This study explores all of Britain's key land and sea campaigns and the dynamic relation among them during the Age of Revolution and Napoleon, and reveals how two military geniuses were the reason why Britain and its allies vanquished France when and how they did.
The art of power consists of getting what one wants. That is never more challenging than when a nation is at war. Britain fought a nearly nonstop war against first revolutionary then Napoleonic France from 1793 to 1815. During those twenty-two years, the British government formed, financed, and led seven coalitions against France. The French inflicted humiliating defeats on the first five coalitions. Eventually Britain and its allies prevailed, not once but twice by vanquishing Napoleon temporarily in 1814 and definitively in 1815.
French revolutionaries had created a new form of warfare, which Napoleon perfected. Never before had a government mobilized so much of a realm's manpower, industry, finance, and patriotism, nor, under Napoleon, wielded it more effectively and ruthlessly to pulverize and conquer one's enemies.
Britain struggled up a blood-soaked learning curve to master this new form of warfare. With time the British made the most of their natural strategic and economic advantages. Britons were relatively secure and prosperous in their island realm. British merchants, manufacturers, and financiers dominated global markets. The Royal Navy not only ruled the waves that lapped against the nation's shores but those plowed by international commerce around the world. Yet even with those assets victory was not inevitable. Two military geniuses are the most vital reasons why Britain and its allies vanquished France when and how they did. General Arthur Wellesley, the Duke of Wellington and Admiral Horatio Nelson respectively mastered warfare on land and at sea.

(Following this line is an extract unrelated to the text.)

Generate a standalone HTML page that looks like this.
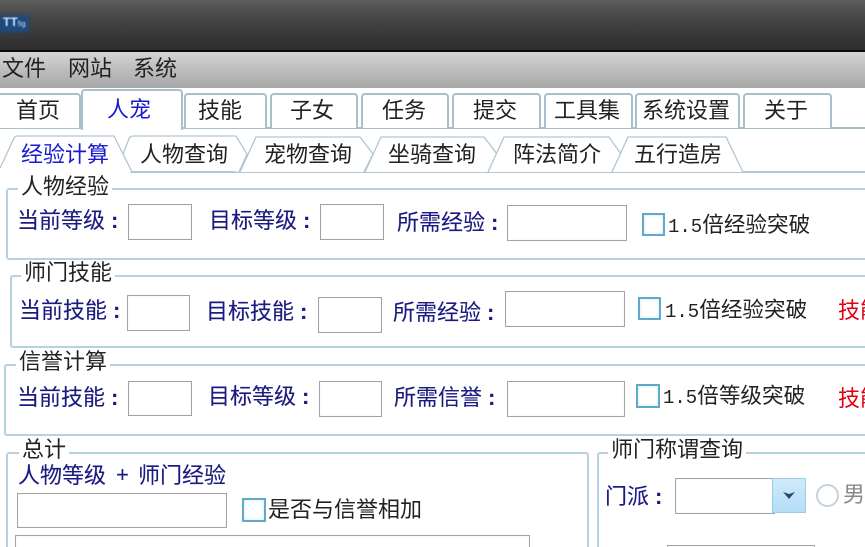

This is the first book of its kind. Of the hundreds of books on the era, none before has explored all of Britain's land and sea campaigns from the first in 1793 to the last in 1815. In this vividly written and meticulously researched book, readers will experience each level of war from the debates over grand strategy in London to the horrors of combat engulfing soldiers and sailors in distant lands and seas. Haunting voices of participants echo from two centuries ago, culled from speeches, diaries, and letters. Britain's Rise to Global Superpower in the Age of Napoleon reveals how decisively or disastrously the British army and navy wielded the art of military power during the Age of Revolution and Napoleon.